Washington, Feb 2 : Do you fancy walking up walls like the Spiderman -- the hero of millions? Technological advances have a way of catching up with our childhood fantasies, sooner or later.
A palm-sized device invented by Cornell University researchers that uses water surface tension as an adhesive bond, just might make such a dizzying feat possible.
The rapid adhesion mechanism could lead to such applications as shoes or gloves that stick and unstick to walls, or Post-it-like notes that can bear loads, says Paul Steen, who invented it.
Steen, professor of chemical and biomolecular engineering at Cornell, designed it with Michael Vogel, former postdoctoral associate.
The device is the result of inspiration drawn from a beetle native to Florida, which can adhere to a leaf with a force 100 times its own weight, yet also instantly detach itself.
The device consists of a flat plate patterned with holes, each a millionth of a metre. A bottom plate holds a liquid reservoir, and in the middle is another porous layer.
An electric field applied by a common nine-volt battery pumps water through the device and causes droplets to squeeze through the top layer.
The surface tension of the exposed droplets makes the device grip another surface - much the way two wet glass slides stick together.
"In our everyday experience, these forces are relatively weak," Steen said. "But if you make a lot of them and can control them, like the beetle does, you can get strong adhesion forces."
For example, one of the researchers' prototypes was made with about 1,000 300-micron-sized holes, and it can hold about 30 grams - more than 70 paper clips.
They found that as they scaled down the holes and packed more of them onto the device, the adhesion got stronger. They estimate, then, that a one-square-inch device with millions of 1-micron-sized holes could hold more than 15 pounds.

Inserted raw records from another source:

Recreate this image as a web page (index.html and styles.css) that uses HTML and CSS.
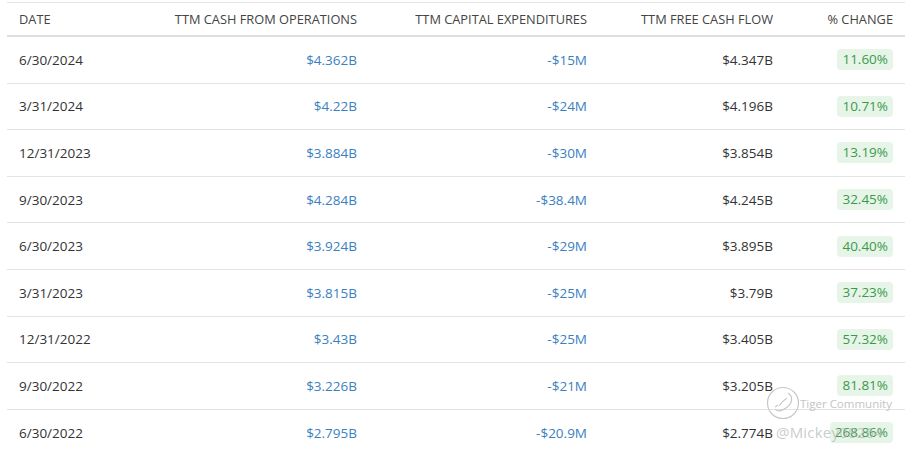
FILE: index.html
```html
<!DOCTYPE html>
<html>
<head>
<meta charset="utf-8">
<link rel="stylesheet" href="styles.css">
</head>
<body>
<div class="page">
  <div class="table">
    <div class="row head">
      <div class="c left">DATE</div>
      <div class="c">TTM CASH FROM OPERATIONS</div>
      <div class="c">TTM CAPITAL EXPENDITURES</div>
      <div class="c">TTM FREE CASH FLOW</div>
      <div class="c">% CHANGE</div>
    </div>
    <div class="row"><div class="c left">6/30/2024</div><div class="c blue">$4.362B</div><div class="c blue">-$15M</div><div class="c">$4.347B</div><div class="c"><span class="badge">11.60%</span></div></div>
    <div class="row"><div class="c left">3/31/2024</div><div class="c blue">$4.22B</div><div class="c blue">-$24M</div><div class="c">$4.196B</div><div class="c"><span class="badge">10.71%</span></div></div>
    <div class="row"><div class="c left">12/31/2023</div><div class="c blue">$3.884B</div><div class="c blue">-$30M</div><div class="c">$3.854B</div><div class="c"><span class="badge">13.19%</span></div></div>
    <div class="row"><div class="c left">9/30/2023</div><div class="c blue">$4.284B</div><div class="c blue">-$38.4M</div><div class="c">$4.245B</div><div class="c"><span class="badge">32.45%</span></div></div>
    <div class="row"><div class="c left">6/30/2023</div><div class="c blue">$3.924B</div><div class="c blue">-$29M</div><div class="c">$3.895B</div><div class="c"><span class="badge">40.40%</span></div></div>
    <div class="row"><div class="c left">3/31/2023</div><div class="c blue">$3.815B</div><div class="c blue">-$25M</div><div class="c">$3.79B</div><div class="c"><span class="badge">37.23%</span></div></div>
    <div class="row"><div class="c left">12/31/2022</div><div class="c blue">$3.43B</div><div class="c blue">-$25M</div><div class="c">$3.405B</div><div class="c"><span class="badge">57.32%</span></div></div>
    <div class="row"><div class="c left">9/30/2022</div><div class="c blue">$3.226B</div><div class="c blue">-$21M</div><div class="c">$3.205B</div><div class="c"><span class="badge">81.81%</span></div></div>
    <div class="row last"><div class="c left">6/30/2022</div><div class="c blue">$2.795B</div><div class="c blue">-$20.9M</div><div class="c">$2.774B</div><div class="c"><span class="badge">268.86%</span></div></div>
  </div>
  <div class="watermark">
    <svg class="wm-logo" width="34" height="34" viewBox="0 0 34 34">
      <circle cx="17" cy="17" r="15.5" fill="none" stroke="#c8c8c8" stroke-width="1.2"/>
      <path d="M22 7 C28 11 26 18 20 22 C16 25 11 26 9 23" fill="none" stroke="#c8c8c8" stroke-width="1.3"/>
      <path d="M13 20 C15 17 18 14 21 12" fill="none" stroke="#c8c8c8" stroke-width="1.1"/>
      <path d="M9 21 L12 19" fill="none" stroke="#c8c8c8" stroke-width="1.1"/>
    </svg>
    <span class="wm-title">Tiger Community</span>
    <span class="wm-user">@Mickey08264</span>
  </div>
</div>
</body>
</html>
```
FILE: styles.css
```css
html, body {
  margin: 0;
  padding: 0;
  background: #ffffff;
}
.page {
  position: relative;
  padding: 2px 7px 0 7px;
  font-family: "Open Sans", "Noto Sans", sans-serif;
}
.table {
  width: 898px;
  border-top: 1px solid #e6e6e6;
}
.row {
  display: grid;
  grid-template-columns: 142px 220px 230px 186px 120px;
  align-items: center;
  height: 45.6px;
  border-bottom: 1px solid #e3e3e3;
  font-size: 13.5px;
  color: #333333;
}
.row.last {
  border-bottom: none;
}
.row.head {
  height: 32px;
  border-bottom: 2px solid #dedede;
  font-size: 12.8px;
  color: #444444;
}
.c {
  padding: 0 12px;
  text-align: right;
  white-space: nowrap;
}
.c.left {
  text-align: left;
}
.blue {
  color: #3a7fc0;
}
.badge {
  display: inline-block;
  background: #e7f5e8;
  color: #3a9a4c;
  border-radius: 4px;
  padding: 1px 5px 2px 5px;
  line-height: 18px;
}
.watermark {
  position: absolute;
  left: 766px;
  top: 386px;
  width: 140px;
  height: 62px;
  pointer-events: none;
}
.wm-logo {
  position: absolute;
  left: 0;
  top: 0;
}
.wm-title {
  position: absolute;
  left: 34px;
  top: 10px;
  font-family: "Open Sans", sans-serif;
  font-size: 11.5px;
  color: #c4c4c4;
}
.wm-user {
  position: absolute;
  left: 10px;
  top: 36px;
  font-family: "Open Sans", sans-serif;
  font-size: 15px;
  color: rgba(180, 180, 180, 0.7);
  letter-spacing: 0.2px;
}
```
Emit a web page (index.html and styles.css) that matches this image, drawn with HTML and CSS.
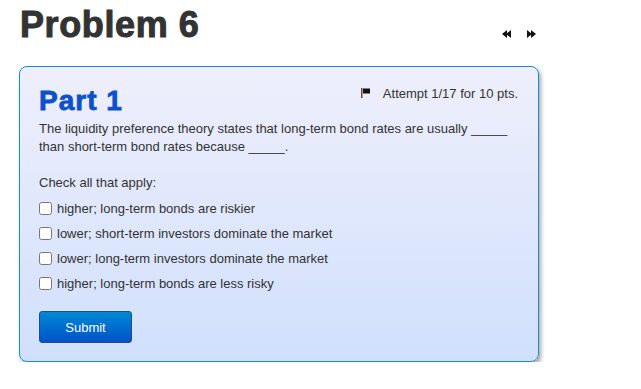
FILE: index.html
```html
<!DOCTYPE html>
<html>
<head>
<meta charset="utf-8">
<link rel="stylesheet" href="styles.css">
</head>
<body>
<div class="page">
  <div class="header">
    <h1 class="title">Problem 6</h1>
    <div class="nav">
      <svg class="nav-icon" width="10" height="8" viewBox="0 0 10 8"><polygon points="0,4 5,0 5,8" fill="#111"/><polygon points="4,4 9,0 9,8" fill="#111"/></svg>
      <svg class="nav-icon" width="10" height="8" viewBox="0 0 10 8"><polygon points="1,0 6,4 1,8" fill="#111"/><polygon points="5,0 10,4 5,8" fill="#111"/></svg>
    </div>
  </div>
  <div class="card">
    <div class="card-head">
      <h2 class="part">Part 1</h2>
      <div class="attempt">
        <svg class="flag" width="10" height="10" viewBox="0 0 10 10"><rect x="0" y="0" width="1.5" height="10" fill="#6b4a3a"/><rect x="2" y="0.5" width="7" height="5" fill="#111"/></svg>
        <span>Attempt 1/17 for 10 pts.</span>
      </div>
    </div>
    <p class="question">The liquidity preference theory states that long-term bond rates are usually _____ than short-term bond rates because _____.</p>
    <p class="instr">Check all that apply:</p>
    <div class="options">
      <label class="option"><input type="checkbox" class="cb"><span>higher; long-term bonds are riskier</span></label>
      <label class="option"><input type="checkbox" class="cb"><span>lower; short-term investors dominate the market</span></label>
      <label class="option"><input type="checkbox" class="cb"><span>lower; long-term investors dominate the market</span></label>
      <label class="option"><input type="checkbox" class="cb"><span>higher; long-term bonds are less risky</span></label>
    </div>
    <button class="submit">Submit</button>
  </div>
</div>
</body>
</html>
```

FILE: styles.css
```css
html, body {
  margin: 0;
  padding: 0;
  background: #fff;
  font-family: "Liberation Sans", Arial, sans-serif;
  color: #333;
}
.page {
  padding: 5px 0 0 19px;
  width: 520px;
}
.header {
  display: flex;
  justify-content: space-between;
  align-items: center;
  height: 40px;
  margin-bottom: 21px;
}
.title {
  margin: 0 0 0 1px;
  font-size: 36px;
  line-height: 40px;
  font-weight: 700;
  color: #333;
  letter-spacing: 0.6px;
  -webkit-text-stroke: 1px #333;
}
.nav {
  display: flex;
  gap: 14px;
  margin-right: 3px;
  margin-top: 18px;
}
.nav-icon {
  display: block;
}
.card {
  border: 1px solid #1a8ad4;
  border-radius: 8px;
  background: linear-gradient(#efeffc, #d0e0fc);
  box-shadow: 2px 3px 4px rgba(0,0,0,0.35);
  padding: 18px 20px 17px 19px;
  box-sizing: border-box;
  height: 296px;
}
.card-head {
  display: flex;
  justify-content: space-between;
  align-items: flex-start;
}
.part {
  margin: 0;
  font-size: 28px;
  line-height: 32px;
  font-weight: 700;
  color: #0b50cc;
  letter-spacing: 1px;
  -webkit-text-stroke: 0.8px #0b50cc;
}
.attempt {
  display: flex;
  align-items: center;
  gap: 12px;
  font-size: 13px;
  line-height: 15px;
  margin-top: 1px;
}
.flag {
  display: block;
  margin-top: -2px;
}
.question {
  margin: 3px 0 0 0;
  font-size: 13px;
  line-height: 18px;
}
.instr {
  margin: 18px 0 0 0;
  font-size: 13px;
  line-height: 18px;
}
.options {
  margin-top: 3px;
  display: flex;
  flex-direction: column;
}
.option {
  display: flex;
  align-items: center;
  gap: 5px;
  height: 25px;
  font-size: 13px;
  padding-top: 1px;
  box-sizing: border-box;
}
.cb {
  margin: 0;
  width: 13px;
  height: 13px;
}
.submit {
  margin-top: 16px;
  width: 93px;
  height: 32px;
  border: 1px solid #244a8c;
  border-radius: 3px;
  background: linear-gradient(#0089d6, #0052c8);
  color: #fff;
  font-family: "Liberation Sans", Arial, sans-serif;
  font-size: 13px;
  padding: 0;
}
```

To turn the adhesion off, the electric field is simply reversed, and the water is pulled back through the pores, breaking the tiny "bridges" created between the device and the other surface by the individual droplets, said a Cornell release.
One of the biggest challenges in making these devices work, Steen said, was keeping the droplets from coalescing, as water droplets tend to do when they get close together. To solve this, they designed their pump to resist water flow while it's turned off.
These findings were published Monday online edition of the Proceedings of the National Academy of Sciences.